Our approach
GCC deploys catalytic capital. This means we make investments that accept disproportionate risk or concessionary returns compared to conventional investors in order to generate positive impact. Our catalytic capital is used in blended finance transactions to crowd in private investment. By blending different types of capital (grants, debt, equity), our aim is to address market failures in the investment ecosystem and create opportunities for more private and return-seeking impact investors to support the scale-up of global health innovations.
Why it matters
The global innovation financing landscape faces persistent gaps, particularly for innovations serving low-resource settings. Traditional grant funding alone often proves insufficient for scaling proven solutions, while commercial capital typically seeks higher returns or lower risk profiles than don’t align with the profiles of early-stage health enterprises operating in challenging markets.

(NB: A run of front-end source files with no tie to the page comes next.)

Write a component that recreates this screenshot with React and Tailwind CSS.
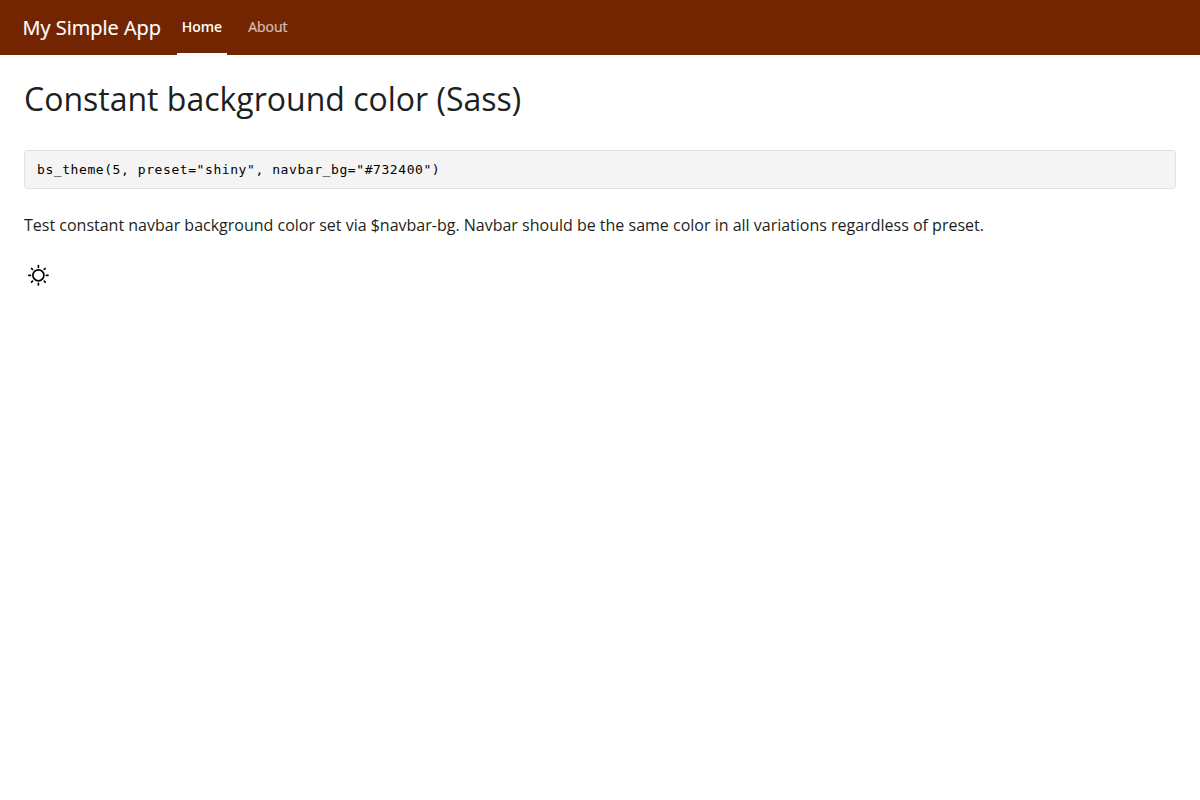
export default function App() {
  return (
    <div className="min-h-screen bg-white font-['Open_Sans',sans-serif] text-[#1d1f21]">
      <nav className="flex h-[55px] items-stretch bg-[#732400] pl-[22.5px] text-white">
        <a className="flex items-center text-[20px] leading-[30px] [-webkit-text-stroke:0.2px_currentColor]">My Simple App</a>
        <ul className="ml-[15.6px] flex gap-4 text-[14px]">
          <li className="flex items-center border-b-2 border-white px-[5px] font-semibold">Home</li>
          <li className="flex items-center border-b-2 border-transparent px-[5px] text-white/65 [-webkit-text-stroke:0.2px_currentColor]">About</li>
        </ul>
      </nav>
      <main className="px-6 pt-6">
        <h1 className="text-[32px] leading-[40px]">Constant background color (Sass)</h1>
        <pre className="mt-[31px] h-[39px] rounded-[3px] border border-[#dee2e6] bg-[#f4f4f4] px-3 font-['DejaVu_Sans_Mono',monospace] text-[13px] leading-[37px] tracking-[0.574px] text-black">{'bs_theme(5, preset="shiny", navbar_bg="#732400")'}</pre>
        <p className="mt-6 text-[16px] leading-6">Test constant navbar background color set via $navbar-bg. Navbar should be the same color in all variations regardless of preset.</p>
        <button className="mt-6 flex h-7 w-7 items-center justify-center text-black">
          <svg viewBox="-0.4 0 24 24" width="24" height="24" fill="none" stroke="currentColor" strokeWidth="1.7" strokeLinecap="round">
            <circle cx="12" cy="12.3" r="5.5" />
            <path d="M12 2.7v1.6M12 20.3v1.6M2.4 12.3h1.6M20 12.3h1.6M5.2 5.5l.9 .9M17.9 18.2l.9 .9M5.2 19.1l.9-.9M17.9 6.4l.9-.9" />
          </svg>
        </button>
      </main>
    </div>
  );
}
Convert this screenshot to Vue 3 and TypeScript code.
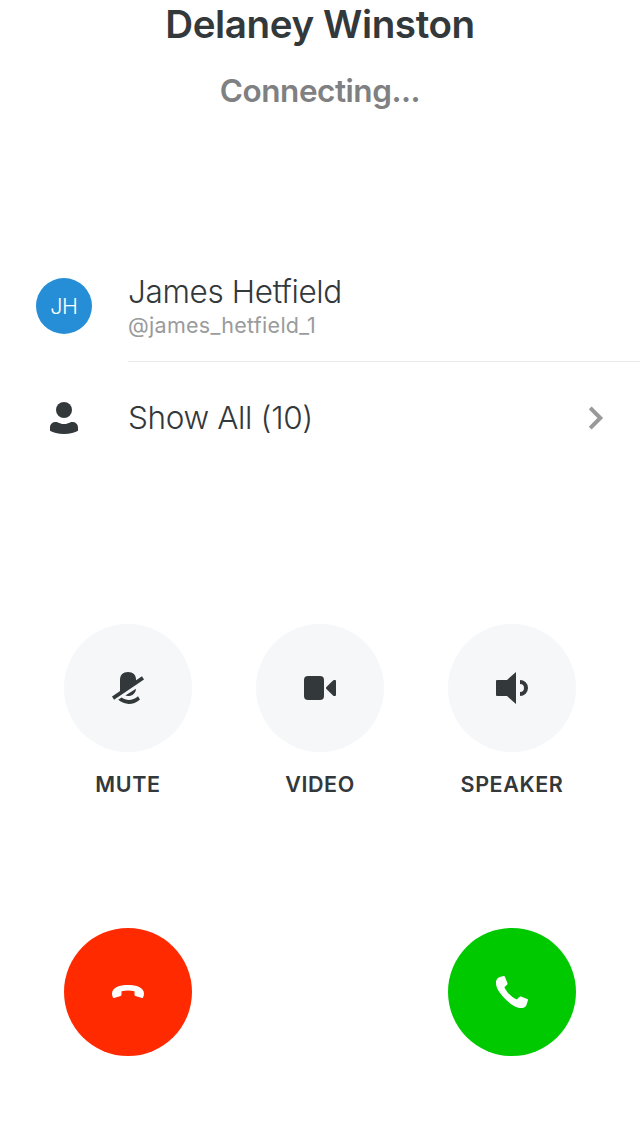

Blended finance bridges this divide by strategically combining different capital types to:
Bridge the “valley of death“
Support promising innovations through the critical gap between proof of concept and scale
De-risk investments
Unlock additional investment that would otherwise not be possible
Preserve impact integrity:
Enable companies to maintain focus on underserved populations while building sustainable models
Our financing toolkit
GCC is committed to providing founder-friendly financing tailored to the needs of early-stage social enterprises. We have tested a variety of innovative financial tools ranging from repayable grants to forgivable loans, results-based financing to royalty-based loans to SAFE notes. Our aim is to provide the most appropriate form of financing that will enable companies to transition to scale, maximize their impact and attract additional investment.